# DATASET EXTRACT:
★ ★ ★ ★ ★

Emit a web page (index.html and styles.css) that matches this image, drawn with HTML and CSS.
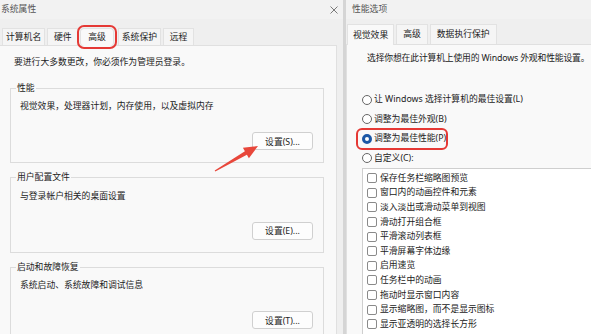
FILE: index.html
```html
<!DOCTYPE html>
<html lang="zh-CN">
<head>
    <meta charset="UTF-8">
    <title>系统属性</title>
    <link rel="stylesheet" href="styles.css">
</head>
<body>
    <div class="window window-left">
        <div class="titlebar">
            <span class="title">系统属性</span>
            <svg class="close" width="8" height="8" viewBox="0 0 8 8">
                <path d="M0.5 0.5 L7.5 7.5 M7.5 0.5 L0.5 7.5" stroke="#7a7a7a" stroke-width="1" fill="none"/>
            </svg>
        </div>
        <div class="tabs">
            <div class="tab">计算机名</div>
            <div class="tab">硬件</div>
            <div class="tab active marked">高级</div>
            <div class="tab">系统保护</div>
            <div class="tab">远程</div>
        </div>
        <div class="panel">
            <div class="note">要进行大多数更改，你必须作为管理员登录。</div>

            <fieldset class="group first">
                <legend>性能</legend>
                <div class="group-text">视觉效果，处理器计划，内存使用，以及虚拟内存</div>
                <div class="group-actions"><button>设置(S)...</button></div>
            </fieldset>

            <fieldset class="group">
                <legend>用户配置文件</legend>
                <div class="group-text">与登录帐户相关的桌面设置</div>
                <div class="group-actions"><button>设置(E)...</button></div>
            </fieldset>

            <fieldset class="group">
                <legend>启动和故障恢复</legend>
                <div class="group-text">系统启动、系统故障和调试信息</div>
                <div class="group-actions"><button>设置(T)...</button></div>
            </fieldset>
        </div>
    </div>

    <div class="window window-right">
        <div class="titlebar">
            <span class="title">性能选项</span>
        </div>
        <div class="tabs">
            <div class="tab active">视觉效果</div>
            <div class="tab">高级</div>
            <div class="tab">数据执行保护</div>
        </div>
        <div class="panel">
            <div class="note">选择你想在此计算机上使用的 Windows 外观和性能设置。</div>
            <div class="options">
                <div class="radio"><span class="dot"></span>让 Windows 选择计算机的最佳设置(L)</div>
                <div class="radio"><span class="dot"></span>调整为最佳外观(B)</div>
                <div class="radio checked marked"><span class="dot"></span>调整为最佳性能(P)</div>
                <div class="radio"><span class="dot"></span>自定义(C):</div>
            </div>
            <div class="list">
                <div class="item"><span class="box"></span>保存任务栏缩略图预览</div>
                <div class="item"><span class="box"></span>窗口内的动画控件和元素</div>
                <div class="item"><span class="box"></span>淡入淡出或滑动菜单到视图</div>
                <div class="item"><span class="box"></span>滑动打开组合框</div>
                <div class="item"><span class="box"></span>平滑滚动列表框</div>
                <div class="item"><span class="box"></span>平滑屏幕字体边缘</div>
                <div class="item"><span class="box"></span>启用速览</div>
                <div class="item"><span class="box"></span>任务栏中的动画</div>
                <div class="item"><span class="box"></span>拖动时显示窗口内容</div>
                <div class="item"><span class="box"></span>显示缩略图，而不是显示图标</div>
                <div class="item"><span class="box"></span>显示亚透明的选择长方形</div>
            </div>
        </div>
    </div>

    <!-- стрелка-указатель на кнопку -->
    <svg class="arrow" width="591" height="334" viewBox="0 0 591 334">
        <polygon points="258,146 248.9,158.2 246.9,154.7 215.3,171.4 214.7,170.6 244.9,151.3 242.9,147.8" fill="#e8473b"/>
    </svg>
</body>
</html>
```

FILE: styles.css
```css
body {
    margin: 0;
    width: 591px;
    height: 334px;
    overflow: hidden;
    position: relative;
    display: flex;
    align-items: flex-start;
    background-color: #efefef;
    font-family: "Noto Sans", "Noto Sans CJK SC", sans-serif;
    font-size: 8.8px;
    line-height: 11px;
    color: #222;
}

.window {
    display: flex;
    flex-direction: column;
    flex: none;
    height: 360px;
}

.window-left {
    width: 343px;
    border-right: 3px solid #d5d5d5;
}

.window-right {
    width: 270px; /* уходит за край кадра */
}

.titlebar {
    flex: none;
    height: 19px;
    display: flex;
    align-items: center;
    justify-content: space-between;
    color: #555;
    background-color: #f2f2f2;
}

.window-left .titlebar {
    padding: 0 5px 0 1px;
}

.window-right .titlebar {
    padding-left: 6px;
}

.tabs {
    flex: none;
    display: flex;
    align-items: flex-end;
}

.window-left .tabs {
    margin-top: 9px;
    height: 17px;
    padding-left: 2px;
}

.window-right .tabs {
    margin-top: 5px;
    height: 20px;
    padding-left: 1px;
}

.tab {
    box-sizing: border-box;
    height: 100%;
    min-width: 31px;
    padding: 0 3px;
    margin-right: 2px;
    display: flex;
    align-items: center;
    justify-content: center;
    background-color: #f5f5f5;
    border: 1px solid #e2e2e2;
    border-bottom: none;
    white-space: nowrap;
}

.tab.active {
    background-color: #f9f9f9;
    position: relative;
    z-index: 1;
    margin-bottom: -1px;
    height: calc(100% + 1px);
}

.window-left .tab.active {
    padding: 0 7px;
    margin: 0 4px -1px 0;
}

.window-right .tab {
    padding: 0 6px;
}

.window-right .tab.active {
    padding: 0 5px;
}

.tab.marked {
    outline: 2px solid #e53935;
    outline-offset: 1px;
    border-radius: 4px;
}

.panel {
    flex: 1;
    min-height: 0;
    background-color: #f9f9f9;
    border: 1px solid #e0e0e0;
}

.window-left .panel {
    margin: 0 6px 0 -1px;
    padding: 11px 12px 0 10px;
}

.window-right .panel {
    padding: 8px 0 0 15px;
}

.note {
    width: fit-content;
    white-space: nowrap;
}

.window-left .note {
    padding-left: 4px;
}

.window-right .note {
    padding-left: 5px;
    letter-spacing: -0.15px;
}

.group {
    border: 1px solid #dcdcdc;
    margin: 9px 0 0;
    padding: 0 10px 12px 5px;
    min-width: 0;
}

.group.first {
    margin-top: 14.5px;
}

.group legend {
    padding: 0 1px;
    line-height: 11px;
}

.group-text {
    padding: 7.5px 0 0 4px;
}

.group-actions {
    display: flex;
    justify-content: flex-end;
    margin-top: 20px;
}

button {
    width: 61px;
    height: 18px;
    padding: 0;
    border: 1px solid #d0d0d0;
    border-radius: 3px;
    background-color: #fdfdfd;
    font-family: inherit;
    font-size: 8.8px;
    color: #222;
}

.options {
    margin-top: 26px;
}

.radio {
    height: 19.5px;
    display: flex;
    align-items: center;
    width: fit-content;
    white-space: nowrap;
}

.dot {
    box-sizing: border-box;
    width: 10px;
    height: 10px;
    margin-right: 2px;
    border: 1px solid #666;
    border-radius: 50%;
    background-color: #fff;
}

.radio.checked .dot {
    border: 3px solid #1c58a6;
}

.radio.marked {
    margin-left: -5px;
    padding: 0 1px 0 5px;
    outline: 2px solid #e53935;
    outline-offset: -1px;
    border-radius: 5px;
}

.list {
    background-color: #fff;
    border: 1px solid #cfcfcf;
    padding-top: 2px;
    height: 200px;
}

.item {
    height: 14.6px;
    display: flex;
    align-items: center;
    padding-left: 4px;
    white-space: nowrap;
}

.box {
    box-sizing: border-box;
    width: 10px;
    height: 10px;
    margin-right: 3px;
    border: 1px solid #8a8a8a;
    border-radius: 2px;
    background-color: #fff;
}

.arrow {
    position: absolute;
    left: 0;
    top: 0;
    pointer-events: none;
}
```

★ ★ ★ ★ ★

# TASK TO COMPLETE:
Copy out all lines that carry the word "styles".

# SOLVED EXERCISE:
Emit a web page (index.html and styles.css) that matches this image, drawn with HTML and CSS.
    <link rel="stylesheet" href="styles.css">
FILE: styles.css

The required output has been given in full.